[Code that builds pages]
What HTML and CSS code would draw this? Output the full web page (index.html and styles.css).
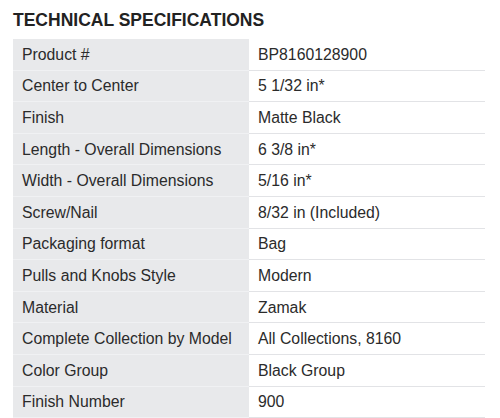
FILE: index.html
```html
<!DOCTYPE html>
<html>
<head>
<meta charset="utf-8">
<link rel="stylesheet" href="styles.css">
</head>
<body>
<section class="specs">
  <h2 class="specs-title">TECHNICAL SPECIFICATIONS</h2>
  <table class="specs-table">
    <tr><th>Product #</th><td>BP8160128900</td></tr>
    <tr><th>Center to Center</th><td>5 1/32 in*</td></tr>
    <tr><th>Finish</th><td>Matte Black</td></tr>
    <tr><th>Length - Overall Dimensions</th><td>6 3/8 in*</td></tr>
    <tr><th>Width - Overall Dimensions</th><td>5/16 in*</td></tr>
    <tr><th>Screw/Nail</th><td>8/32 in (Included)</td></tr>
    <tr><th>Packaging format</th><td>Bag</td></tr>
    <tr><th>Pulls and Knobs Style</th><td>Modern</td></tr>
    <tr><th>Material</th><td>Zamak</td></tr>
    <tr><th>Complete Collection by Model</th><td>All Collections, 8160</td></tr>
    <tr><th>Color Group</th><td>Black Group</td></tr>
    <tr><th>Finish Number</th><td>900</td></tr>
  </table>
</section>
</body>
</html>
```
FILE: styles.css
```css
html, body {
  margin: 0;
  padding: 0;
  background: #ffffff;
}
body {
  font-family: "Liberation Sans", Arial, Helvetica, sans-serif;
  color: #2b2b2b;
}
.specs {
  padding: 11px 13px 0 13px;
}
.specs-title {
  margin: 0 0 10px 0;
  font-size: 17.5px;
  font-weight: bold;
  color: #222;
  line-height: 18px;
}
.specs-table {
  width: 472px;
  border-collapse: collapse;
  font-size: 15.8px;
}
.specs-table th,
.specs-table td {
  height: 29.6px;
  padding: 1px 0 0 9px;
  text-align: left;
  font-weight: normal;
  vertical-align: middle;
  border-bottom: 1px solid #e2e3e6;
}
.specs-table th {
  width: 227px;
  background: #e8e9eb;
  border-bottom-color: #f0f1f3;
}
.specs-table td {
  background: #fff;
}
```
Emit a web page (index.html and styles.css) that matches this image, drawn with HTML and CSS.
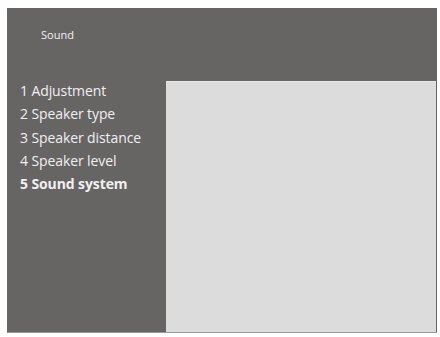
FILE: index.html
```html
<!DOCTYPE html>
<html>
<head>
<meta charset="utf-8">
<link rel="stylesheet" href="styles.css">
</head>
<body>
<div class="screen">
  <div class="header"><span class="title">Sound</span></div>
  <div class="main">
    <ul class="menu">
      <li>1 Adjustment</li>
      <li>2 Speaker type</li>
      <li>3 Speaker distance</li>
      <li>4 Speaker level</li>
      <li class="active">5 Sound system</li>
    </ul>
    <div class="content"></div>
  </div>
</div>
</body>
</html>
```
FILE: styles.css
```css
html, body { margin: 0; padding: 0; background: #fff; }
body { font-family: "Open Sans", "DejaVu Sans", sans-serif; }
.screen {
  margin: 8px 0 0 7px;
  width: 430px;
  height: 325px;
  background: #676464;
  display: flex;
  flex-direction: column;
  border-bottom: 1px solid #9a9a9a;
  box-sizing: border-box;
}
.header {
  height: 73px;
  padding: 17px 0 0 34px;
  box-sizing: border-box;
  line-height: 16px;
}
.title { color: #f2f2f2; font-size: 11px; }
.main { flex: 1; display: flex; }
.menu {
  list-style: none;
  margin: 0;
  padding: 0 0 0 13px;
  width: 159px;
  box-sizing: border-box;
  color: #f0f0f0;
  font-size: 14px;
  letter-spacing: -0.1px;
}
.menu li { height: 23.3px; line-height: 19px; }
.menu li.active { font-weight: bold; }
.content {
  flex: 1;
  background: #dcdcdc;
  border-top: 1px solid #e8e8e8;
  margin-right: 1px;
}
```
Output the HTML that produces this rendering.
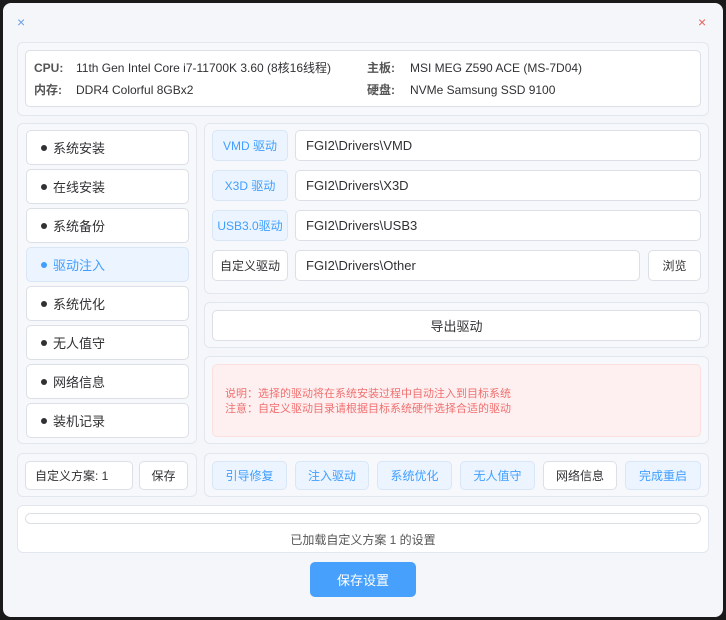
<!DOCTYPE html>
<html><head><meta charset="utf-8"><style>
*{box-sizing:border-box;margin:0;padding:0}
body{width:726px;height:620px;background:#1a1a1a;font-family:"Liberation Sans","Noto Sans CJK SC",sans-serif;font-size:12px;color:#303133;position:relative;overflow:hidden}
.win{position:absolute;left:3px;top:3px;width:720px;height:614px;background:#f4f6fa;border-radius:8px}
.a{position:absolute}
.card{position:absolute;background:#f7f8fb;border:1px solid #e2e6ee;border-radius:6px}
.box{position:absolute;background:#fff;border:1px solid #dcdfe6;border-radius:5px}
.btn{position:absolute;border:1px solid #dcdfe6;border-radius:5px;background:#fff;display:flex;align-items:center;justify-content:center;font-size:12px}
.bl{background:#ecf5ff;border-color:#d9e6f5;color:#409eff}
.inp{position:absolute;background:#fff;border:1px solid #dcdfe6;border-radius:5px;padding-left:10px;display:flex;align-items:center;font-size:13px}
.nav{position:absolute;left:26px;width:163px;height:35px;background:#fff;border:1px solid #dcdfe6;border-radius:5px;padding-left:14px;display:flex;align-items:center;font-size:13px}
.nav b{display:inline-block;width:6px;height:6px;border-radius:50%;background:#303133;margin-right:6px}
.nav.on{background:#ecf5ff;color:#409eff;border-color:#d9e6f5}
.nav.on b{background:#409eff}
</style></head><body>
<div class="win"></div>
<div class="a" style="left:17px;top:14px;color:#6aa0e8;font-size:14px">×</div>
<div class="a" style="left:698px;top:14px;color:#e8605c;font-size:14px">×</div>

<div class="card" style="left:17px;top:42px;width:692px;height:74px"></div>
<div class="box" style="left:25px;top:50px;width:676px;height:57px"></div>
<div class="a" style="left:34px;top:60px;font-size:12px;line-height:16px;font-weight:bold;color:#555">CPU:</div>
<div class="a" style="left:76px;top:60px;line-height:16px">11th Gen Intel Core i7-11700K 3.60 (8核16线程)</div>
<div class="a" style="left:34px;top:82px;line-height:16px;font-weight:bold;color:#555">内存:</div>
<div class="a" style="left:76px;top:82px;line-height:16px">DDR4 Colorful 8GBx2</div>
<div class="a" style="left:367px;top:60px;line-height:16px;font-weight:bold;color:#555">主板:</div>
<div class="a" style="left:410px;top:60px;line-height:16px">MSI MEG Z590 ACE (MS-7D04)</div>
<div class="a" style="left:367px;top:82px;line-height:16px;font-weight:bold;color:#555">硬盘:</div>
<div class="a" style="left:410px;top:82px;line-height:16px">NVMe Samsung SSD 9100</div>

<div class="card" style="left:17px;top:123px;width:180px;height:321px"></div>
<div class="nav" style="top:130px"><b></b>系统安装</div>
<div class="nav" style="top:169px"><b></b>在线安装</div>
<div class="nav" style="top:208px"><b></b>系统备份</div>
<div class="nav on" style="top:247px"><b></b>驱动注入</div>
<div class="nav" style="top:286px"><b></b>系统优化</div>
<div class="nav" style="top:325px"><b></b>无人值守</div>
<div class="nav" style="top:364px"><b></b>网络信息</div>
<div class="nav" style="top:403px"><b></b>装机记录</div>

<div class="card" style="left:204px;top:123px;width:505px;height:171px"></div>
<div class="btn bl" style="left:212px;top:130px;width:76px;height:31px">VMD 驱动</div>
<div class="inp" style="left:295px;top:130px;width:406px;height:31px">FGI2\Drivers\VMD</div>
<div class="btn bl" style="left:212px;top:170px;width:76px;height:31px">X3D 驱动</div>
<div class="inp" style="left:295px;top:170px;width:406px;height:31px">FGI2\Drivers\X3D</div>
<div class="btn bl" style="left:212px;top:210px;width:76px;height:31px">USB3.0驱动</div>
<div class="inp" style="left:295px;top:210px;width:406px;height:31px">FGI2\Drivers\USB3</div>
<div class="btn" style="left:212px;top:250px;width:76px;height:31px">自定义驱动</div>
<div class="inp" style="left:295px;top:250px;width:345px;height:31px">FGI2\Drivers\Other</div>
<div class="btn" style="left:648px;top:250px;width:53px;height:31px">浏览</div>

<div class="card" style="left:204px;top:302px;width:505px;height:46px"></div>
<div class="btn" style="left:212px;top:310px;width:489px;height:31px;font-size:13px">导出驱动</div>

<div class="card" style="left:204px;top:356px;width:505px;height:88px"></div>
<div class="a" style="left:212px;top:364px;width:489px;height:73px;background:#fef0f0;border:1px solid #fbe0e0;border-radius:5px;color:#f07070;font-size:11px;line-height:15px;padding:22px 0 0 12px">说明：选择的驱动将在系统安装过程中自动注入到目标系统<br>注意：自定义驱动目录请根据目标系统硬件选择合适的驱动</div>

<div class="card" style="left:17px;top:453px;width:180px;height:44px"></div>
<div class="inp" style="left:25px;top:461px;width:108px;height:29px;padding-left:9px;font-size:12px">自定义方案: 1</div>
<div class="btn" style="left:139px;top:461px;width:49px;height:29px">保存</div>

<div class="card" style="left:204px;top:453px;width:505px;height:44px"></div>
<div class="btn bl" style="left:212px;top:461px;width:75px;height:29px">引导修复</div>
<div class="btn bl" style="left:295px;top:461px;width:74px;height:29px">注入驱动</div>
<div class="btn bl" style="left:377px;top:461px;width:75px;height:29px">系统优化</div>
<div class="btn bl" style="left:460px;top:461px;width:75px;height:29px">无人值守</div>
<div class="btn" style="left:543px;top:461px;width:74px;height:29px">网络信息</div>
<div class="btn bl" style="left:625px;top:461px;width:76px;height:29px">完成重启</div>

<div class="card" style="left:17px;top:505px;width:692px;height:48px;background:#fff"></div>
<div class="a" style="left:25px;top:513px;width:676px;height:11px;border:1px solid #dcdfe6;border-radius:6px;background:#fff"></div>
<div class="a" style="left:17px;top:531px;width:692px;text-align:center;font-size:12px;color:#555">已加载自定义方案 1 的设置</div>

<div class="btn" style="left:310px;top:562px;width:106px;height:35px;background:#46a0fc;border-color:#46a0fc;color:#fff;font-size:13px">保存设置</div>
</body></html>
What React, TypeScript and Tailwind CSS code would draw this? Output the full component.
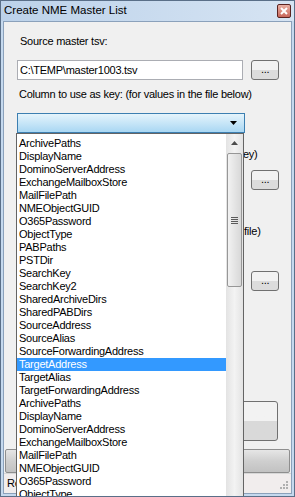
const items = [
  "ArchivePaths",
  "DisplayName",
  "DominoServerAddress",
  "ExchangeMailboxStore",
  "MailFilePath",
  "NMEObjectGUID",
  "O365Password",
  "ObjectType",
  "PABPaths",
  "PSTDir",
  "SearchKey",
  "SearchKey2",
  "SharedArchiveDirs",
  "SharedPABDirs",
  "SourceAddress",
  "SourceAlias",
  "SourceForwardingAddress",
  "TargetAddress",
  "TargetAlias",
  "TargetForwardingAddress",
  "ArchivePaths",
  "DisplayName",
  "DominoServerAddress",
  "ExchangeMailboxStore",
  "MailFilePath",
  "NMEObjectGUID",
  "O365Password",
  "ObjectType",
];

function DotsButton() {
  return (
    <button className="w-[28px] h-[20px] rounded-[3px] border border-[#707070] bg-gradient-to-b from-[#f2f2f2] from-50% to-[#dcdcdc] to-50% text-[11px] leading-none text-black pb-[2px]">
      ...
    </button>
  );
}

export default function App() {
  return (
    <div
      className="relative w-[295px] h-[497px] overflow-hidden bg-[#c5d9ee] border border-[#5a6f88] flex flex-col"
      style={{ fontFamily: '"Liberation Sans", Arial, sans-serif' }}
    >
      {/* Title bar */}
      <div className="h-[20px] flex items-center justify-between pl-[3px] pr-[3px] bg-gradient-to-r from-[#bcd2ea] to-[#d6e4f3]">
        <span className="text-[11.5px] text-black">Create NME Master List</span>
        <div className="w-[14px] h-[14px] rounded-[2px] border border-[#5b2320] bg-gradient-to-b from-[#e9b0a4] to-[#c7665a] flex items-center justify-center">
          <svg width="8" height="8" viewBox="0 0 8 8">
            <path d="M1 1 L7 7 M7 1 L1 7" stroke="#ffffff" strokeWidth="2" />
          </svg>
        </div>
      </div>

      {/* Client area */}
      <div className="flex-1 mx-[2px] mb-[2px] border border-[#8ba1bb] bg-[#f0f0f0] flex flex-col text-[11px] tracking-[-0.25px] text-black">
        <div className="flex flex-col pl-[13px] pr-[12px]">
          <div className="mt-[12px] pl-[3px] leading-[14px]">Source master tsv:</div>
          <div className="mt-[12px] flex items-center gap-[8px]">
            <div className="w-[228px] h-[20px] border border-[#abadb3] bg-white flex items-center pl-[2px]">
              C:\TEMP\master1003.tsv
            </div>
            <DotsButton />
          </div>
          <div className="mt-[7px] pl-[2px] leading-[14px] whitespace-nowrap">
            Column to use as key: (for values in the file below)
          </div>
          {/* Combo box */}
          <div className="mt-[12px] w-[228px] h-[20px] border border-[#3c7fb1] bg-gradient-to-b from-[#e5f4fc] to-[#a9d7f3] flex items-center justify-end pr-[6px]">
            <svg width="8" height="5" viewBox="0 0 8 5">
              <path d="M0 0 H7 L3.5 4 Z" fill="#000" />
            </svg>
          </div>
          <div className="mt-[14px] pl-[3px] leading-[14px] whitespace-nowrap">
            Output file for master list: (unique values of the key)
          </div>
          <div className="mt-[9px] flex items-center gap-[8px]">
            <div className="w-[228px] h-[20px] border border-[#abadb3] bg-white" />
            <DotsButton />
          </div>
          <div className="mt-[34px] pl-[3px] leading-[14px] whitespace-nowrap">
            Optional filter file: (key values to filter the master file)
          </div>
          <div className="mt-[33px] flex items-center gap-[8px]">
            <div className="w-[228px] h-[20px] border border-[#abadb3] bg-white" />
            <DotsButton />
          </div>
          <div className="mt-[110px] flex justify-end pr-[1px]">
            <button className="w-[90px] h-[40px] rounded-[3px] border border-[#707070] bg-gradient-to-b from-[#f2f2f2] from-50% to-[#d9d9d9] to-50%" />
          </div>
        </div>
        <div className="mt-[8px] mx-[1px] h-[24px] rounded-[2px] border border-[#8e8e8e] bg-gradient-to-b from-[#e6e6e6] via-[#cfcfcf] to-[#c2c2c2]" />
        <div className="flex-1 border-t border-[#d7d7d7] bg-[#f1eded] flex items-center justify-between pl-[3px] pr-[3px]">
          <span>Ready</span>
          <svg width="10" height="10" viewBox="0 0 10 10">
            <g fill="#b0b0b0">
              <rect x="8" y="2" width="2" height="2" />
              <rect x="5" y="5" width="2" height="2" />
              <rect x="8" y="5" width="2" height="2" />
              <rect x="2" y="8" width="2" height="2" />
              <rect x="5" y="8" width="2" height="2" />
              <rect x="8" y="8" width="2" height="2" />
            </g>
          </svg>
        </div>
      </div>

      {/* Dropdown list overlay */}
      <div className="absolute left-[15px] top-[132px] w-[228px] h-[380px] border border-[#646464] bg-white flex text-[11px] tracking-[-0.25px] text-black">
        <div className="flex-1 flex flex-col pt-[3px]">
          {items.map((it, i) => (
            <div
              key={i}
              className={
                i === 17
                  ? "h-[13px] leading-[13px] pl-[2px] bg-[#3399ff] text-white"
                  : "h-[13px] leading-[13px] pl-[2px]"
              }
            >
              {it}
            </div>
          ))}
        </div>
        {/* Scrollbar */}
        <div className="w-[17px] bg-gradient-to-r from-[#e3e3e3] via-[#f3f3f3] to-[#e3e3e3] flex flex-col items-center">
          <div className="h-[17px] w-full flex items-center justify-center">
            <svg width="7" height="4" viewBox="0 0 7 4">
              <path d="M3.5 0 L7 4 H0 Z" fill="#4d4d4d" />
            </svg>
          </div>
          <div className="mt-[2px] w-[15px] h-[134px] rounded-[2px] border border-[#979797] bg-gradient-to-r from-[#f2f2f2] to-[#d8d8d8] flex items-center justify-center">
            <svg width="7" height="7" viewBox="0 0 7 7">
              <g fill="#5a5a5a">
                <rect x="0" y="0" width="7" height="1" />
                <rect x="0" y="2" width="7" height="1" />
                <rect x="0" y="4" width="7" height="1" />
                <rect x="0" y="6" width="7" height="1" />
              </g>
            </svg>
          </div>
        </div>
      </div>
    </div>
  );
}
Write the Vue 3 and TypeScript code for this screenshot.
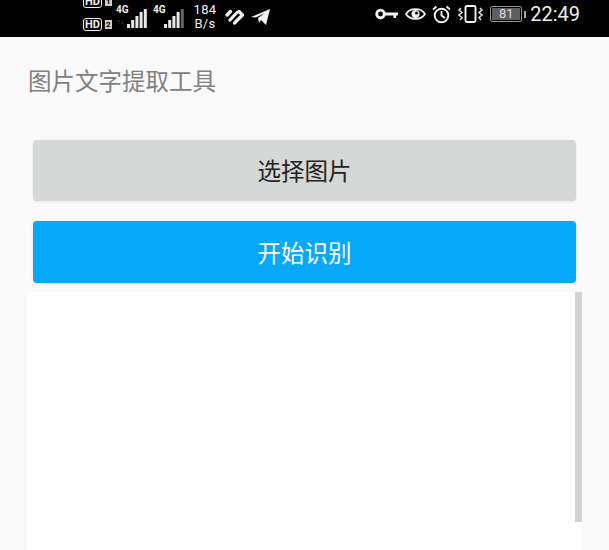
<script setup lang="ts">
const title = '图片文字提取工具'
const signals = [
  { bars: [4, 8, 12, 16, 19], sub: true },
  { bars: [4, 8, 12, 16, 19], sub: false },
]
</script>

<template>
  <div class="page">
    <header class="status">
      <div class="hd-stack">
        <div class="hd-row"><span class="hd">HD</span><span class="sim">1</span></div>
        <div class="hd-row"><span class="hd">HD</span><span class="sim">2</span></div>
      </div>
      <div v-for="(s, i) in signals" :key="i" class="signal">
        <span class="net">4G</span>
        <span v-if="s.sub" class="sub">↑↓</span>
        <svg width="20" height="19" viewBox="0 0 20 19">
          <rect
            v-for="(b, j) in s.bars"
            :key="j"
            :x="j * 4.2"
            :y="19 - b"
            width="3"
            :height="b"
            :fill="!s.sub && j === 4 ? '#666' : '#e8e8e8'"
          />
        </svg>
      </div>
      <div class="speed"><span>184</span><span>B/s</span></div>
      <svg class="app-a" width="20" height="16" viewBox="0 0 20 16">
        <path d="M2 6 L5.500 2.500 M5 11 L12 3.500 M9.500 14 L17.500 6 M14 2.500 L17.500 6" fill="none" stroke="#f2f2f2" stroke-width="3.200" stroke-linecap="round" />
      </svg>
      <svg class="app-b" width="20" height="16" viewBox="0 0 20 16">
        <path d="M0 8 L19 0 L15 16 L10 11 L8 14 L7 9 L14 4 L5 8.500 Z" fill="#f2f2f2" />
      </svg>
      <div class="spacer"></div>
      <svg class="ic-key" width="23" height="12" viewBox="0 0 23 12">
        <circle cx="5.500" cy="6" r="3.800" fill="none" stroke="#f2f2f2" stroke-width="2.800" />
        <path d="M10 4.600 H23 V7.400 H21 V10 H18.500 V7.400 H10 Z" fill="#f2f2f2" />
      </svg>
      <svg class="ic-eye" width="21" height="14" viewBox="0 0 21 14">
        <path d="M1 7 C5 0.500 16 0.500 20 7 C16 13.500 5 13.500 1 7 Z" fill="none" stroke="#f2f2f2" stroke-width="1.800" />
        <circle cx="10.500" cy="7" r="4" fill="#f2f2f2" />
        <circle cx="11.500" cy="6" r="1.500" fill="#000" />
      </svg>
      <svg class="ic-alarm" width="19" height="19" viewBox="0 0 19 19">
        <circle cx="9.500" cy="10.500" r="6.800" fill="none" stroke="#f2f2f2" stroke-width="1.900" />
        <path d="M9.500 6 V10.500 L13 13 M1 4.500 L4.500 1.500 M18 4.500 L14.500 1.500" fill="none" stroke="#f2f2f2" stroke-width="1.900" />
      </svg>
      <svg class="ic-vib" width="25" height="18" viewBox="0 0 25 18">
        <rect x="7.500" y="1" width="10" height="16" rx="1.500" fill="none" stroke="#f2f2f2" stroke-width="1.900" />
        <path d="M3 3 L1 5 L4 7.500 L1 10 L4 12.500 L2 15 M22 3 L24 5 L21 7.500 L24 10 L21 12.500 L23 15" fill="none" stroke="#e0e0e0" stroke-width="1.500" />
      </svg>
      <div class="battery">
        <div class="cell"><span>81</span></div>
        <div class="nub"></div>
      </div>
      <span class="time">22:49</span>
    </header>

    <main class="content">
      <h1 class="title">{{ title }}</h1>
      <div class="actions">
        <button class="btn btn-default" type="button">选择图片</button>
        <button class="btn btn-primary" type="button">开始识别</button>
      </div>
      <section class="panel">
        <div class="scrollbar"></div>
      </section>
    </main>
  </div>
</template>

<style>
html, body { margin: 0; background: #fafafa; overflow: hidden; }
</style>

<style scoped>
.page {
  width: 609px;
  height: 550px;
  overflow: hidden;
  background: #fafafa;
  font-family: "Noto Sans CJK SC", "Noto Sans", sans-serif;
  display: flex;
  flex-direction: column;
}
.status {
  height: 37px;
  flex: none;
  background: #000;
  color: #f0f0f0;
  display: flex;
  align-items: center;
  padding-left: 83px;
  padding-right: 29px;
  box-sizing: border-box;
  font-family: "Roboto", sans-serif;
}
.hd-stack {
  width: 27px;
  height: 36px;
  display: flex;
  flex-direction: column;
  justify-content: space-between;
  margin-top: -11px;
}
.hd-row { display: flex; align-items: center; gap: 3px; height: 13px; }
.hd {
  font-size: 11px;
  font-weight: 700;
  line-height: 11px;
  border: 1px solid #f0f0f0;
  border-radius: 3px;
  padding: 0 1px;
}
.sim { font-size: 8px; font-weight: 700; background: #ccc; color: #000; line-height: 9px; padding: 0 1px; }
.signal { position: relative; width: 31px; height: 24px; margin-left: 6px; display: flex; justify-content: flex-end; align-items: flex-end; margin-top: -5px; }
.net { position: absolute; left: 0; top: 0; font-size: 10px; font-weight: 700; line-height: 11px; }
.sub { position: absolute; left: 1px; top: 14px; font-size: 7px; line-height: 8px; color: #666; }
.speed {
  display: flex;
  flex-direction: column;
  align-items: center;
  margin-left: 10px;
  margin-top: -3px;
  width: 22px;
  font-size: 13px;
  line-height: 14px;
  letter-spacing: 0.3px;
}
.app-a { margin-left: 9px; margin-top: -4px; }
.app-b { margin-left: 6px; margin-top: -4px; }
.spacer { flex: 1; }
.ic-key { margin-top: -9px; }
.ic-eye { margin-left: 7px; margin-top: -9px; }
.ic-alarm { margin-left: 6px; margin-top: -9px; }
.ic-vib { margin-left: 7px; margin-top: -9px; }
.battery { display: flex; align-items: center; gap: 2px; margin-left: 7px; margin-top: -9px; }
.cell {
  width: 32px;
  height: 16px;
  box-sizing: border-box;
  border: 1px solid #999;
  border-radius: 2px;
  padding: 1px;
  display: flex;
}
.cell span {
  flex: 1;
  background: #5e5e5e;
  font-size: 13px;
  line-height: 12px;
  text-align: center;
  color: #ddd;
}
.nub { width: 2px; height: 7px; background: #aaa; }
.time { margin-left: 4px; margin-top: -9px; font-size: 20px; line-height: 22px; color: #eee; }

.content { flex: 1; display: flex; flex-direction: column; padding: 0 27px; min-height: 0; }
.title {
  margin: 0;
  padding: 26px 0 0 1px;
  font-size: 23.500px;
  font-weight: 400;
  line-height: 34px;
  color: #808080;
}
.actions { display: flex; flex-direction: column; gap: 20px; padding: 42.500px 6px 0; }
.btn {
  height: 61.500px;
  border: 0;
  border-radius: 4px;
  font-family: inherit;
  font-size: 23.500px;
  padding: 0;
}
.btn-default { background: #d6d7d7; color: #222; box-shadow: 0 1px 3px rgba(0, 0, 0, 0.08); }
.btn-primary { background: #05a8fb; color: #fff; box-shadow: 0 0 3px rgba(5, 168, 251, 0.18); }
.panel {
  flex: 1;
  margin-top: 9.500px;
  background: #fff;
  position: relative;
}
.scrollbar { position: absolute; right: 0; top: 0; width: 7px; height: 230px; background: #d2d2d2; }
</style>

**WHAT YOU HAVE TO DO:** Copy out every line from the material above in which the word "index" appears.

**FINISHED ANSWER:**
What HTML and CSS code would draw this? Output the full web page (index.html and styles.css).
FILE: index.html
Emit a web page (index.html and styles.css) that matches this image, drawn with HTML and CSS.
FILE: index.html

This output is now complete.